1 teaspoon cumin seeds
6 cloves
1/4 teaspoon allspice berries
1/4 teaspoon black peppercorns
3 bay leaves
1 scant teaspoon dried oregano, crumbled
3/4-inch cinnamon stick
1/3 cup olive oil
1 large onion, thinly sliced
3 small carrots, cut into 1/4-inch dice
3 garlic cloves, minced
6 long fresh yellow chiles, roasted, peeled (see Note), and cut into 1/2-inch dice **
3 tablespoons cider vinegar, or to taste
1 generous cup mild fish broth, clam juice, or water
1 1/2 pounds shucked oysters, with all their liquid
1/2 teaspoon salt, or to taste
1/2 small bunch cilantro, leaves only, finely chopped

In a mortar and pestle or a coffee grinder reserved for grinding spices, combine the cumin, cloves, allspice, and peppercorns. Grind until cracked but not pulverized, then transfer to a small dish and add the bay leaves, oregano, and cinnamon. In a large heavy skillet, heat the olive oil over medium heat. Add the onion and carrots and cook, stirring occasionally, until the onion is softened, about 5 minutes. Stir in the garlic and chiles and cook for 2 minutes more. Add the vinegar, fish broth, and all the spices to the pan, cover and reduce the heat to medium-low. Simmer for 10 minutes. Transfer to a glass bowl and let stand at room temperature for 1 to 2 hours, for the flavors to marry. When ready to serve, return the mixture to the skillet and add the oysters. Over medium-low heat, bring the mixture just up to a gentle simmer and let the oysters cook very gently for about 3 minutes (the oysters are done when the edges curl and they turn almost white do not overcook). Remove from the heat and adjust the seasonings, adding more salt and vinegar if desired. Remove the bay leaves and cinnamon stick and serve in deep bowls, scattered with the fresh cilantro.

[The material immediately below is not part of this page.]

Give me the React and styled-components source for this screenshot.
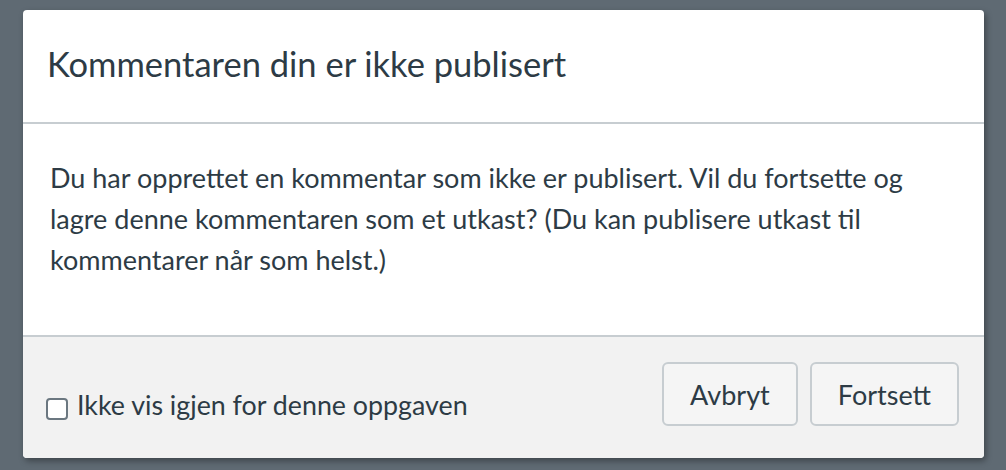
import React from "react";
import styled, { createGlobalStyle } from "styled-components";

const GlobalStyle = createGlobalStyle`
  html, body {
    margin: 0;
    padding: 0;
    background: #5f6a73;
    font-family: Lato, "Noto Sans", sans-serif;
  }
`;

const Page = styled.div`
  padding: 10px 22px 0 23px;
  height: 470px;
  box-sizing: border-box;
`;

const Dialog = styled.div`
  width: 961px;
  background: #fff;
  border-radius: 4px;
  box-shadow: 2px 3px 6px rgba(0, 0, 0, 0.35);
  overflow: hidden;
  color: #2d3b45;
`;

const Header = styled.div`
  height: 114px;
  display: flex;
  align-items: center;
  padding: 0 24px;
  border-bottom: 2px solid #c7cdd1;
  box-sizing: border-box;
`;

const Title = styled.h2`
  margin: 0;
  font-size: 34.5px;
  font-weight: 400;
  padding-bottom: 6px;
`;

const Body = styled.div`
  padding: 33px 27px 0;
  font-size: 27px;
  line-height: 41px;
  height: 211px;
  box-sizing: border-box;
`;

const Footer = styled.div`
  background: #f2f2f2;
  border-top: 2px solid #c7cdd1;
  height: 123px;
  box-sizing: border-box;
  padding: 25px 25px 0 23px;
  display: flex;
  justify-content: space-between;
  align-items: flex-start;
`;

const CheckLabel = styled.label`
  display: flex;
  align-items: center;
  gap: 9px;
  font-size: 26.8px;
  margin-top: 27px;
`;

const Box = styled.span`
  width: 18px;
  height: 18px;
  border: 2px solid #6b7780;
  border-radius: 4px;
  background: #fff;
  margin-top: 8px;
`;

const Actions = styled.div`
  display: flex;
  gap: 12px;
`;

const Button = styled.button`
  height: 64px;
  padding: 0 ${(p) => p.$pad}px;
  font-family: inherit;
  font-size: 27px;
  color: #2d3b45;
  background: #f5f5f5;
  border: 2px solid #c7cdd1;
  border-radius: 6px;
`;

export default function App() {
  return (
    <>
      <GlobalStyle />
      <Page>
        <Dialog>
          <Header>
            <Title>Kommentaren din er ikke publisert</Title>
          </Header>
          <Body>
            Du har opprettet en kommentar som ikke er publisert. Vil du fortsette og
            lagre denne kommentaren som et utkast? (Du kan publisere utkast til
            kommentarer når som helst.)
          </Body>
          <Footer>
            <CheckLabel>
              <Box />
              Ikke vis igjen for denne oppgaven
            </CheckLabel>
            <Actions>
              <Button $pad={26}>Avbryt</Button>
              <Button $pad={26}>Fortsett</Button>
            </Actions>
          </Footer>
        </Dialog>
      </Page>
    </>
  );
}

Yield: 4 to 6 servings **SEE VEGETABLES FOR ROASTING PEPPERS

UMPQUA OYSTERS NORTHWEST
Fresh Umpqa oysters from Oregon’s Winchester Bay…Yum!

SERVES 4
*1 tablespoon chopped garlic
*2 serrano chiles or 1 jalapeno
*1 tablespoon fish sauce
*1 tablespoon lime juice
*1 cup spinach leaves, washed and spun dry
*1/2 cup basil
*1 tablespoon butter
*1 dozen freshly shucked oysters
*Salt to taste
*Pepper to taste
*Bread crumbs

*Preheat oven to 450 degrees.
*In a hot saute pan, saute the garlic and chile until caramelized. Deglaze with the fish sauce and lime juice. Add spinach and basil and cook until soft. Taste for seasoning. Remove from pan and squeeze out excess water. While still hot, puree mixture in food processor with the butter.
*Place oysters on a foil lined baking sheet. Top each oyster with spinach puree and sprinkle with bread crumbs. Cook for 5 minutes or until top is brown. Serve warm.

HANGTOWN FRY OYSTERS

6 small to medium oysters
flour
4 Tbsp. butter
6 eggs, well beaten
3 Tbsp. cream
1/2 tsp. salt
crisp cooked bacon

Dust oysters in flour and fry until golden in melted
butter in medium frying pan. Blend together eggs, cream and
salt; pour over oysters. Reduce heat to low and cover. Serve
when eggs are set. Top with crisp cooked bacon. Makes 2 to 3
servings.

According to gold rush history, this dish originated
when a miner ordering the most expensive and finest meal at the
Cary House in Hangtown was served oysters and eggs. Today,
Hangtown Fry is a San Francisco specialty.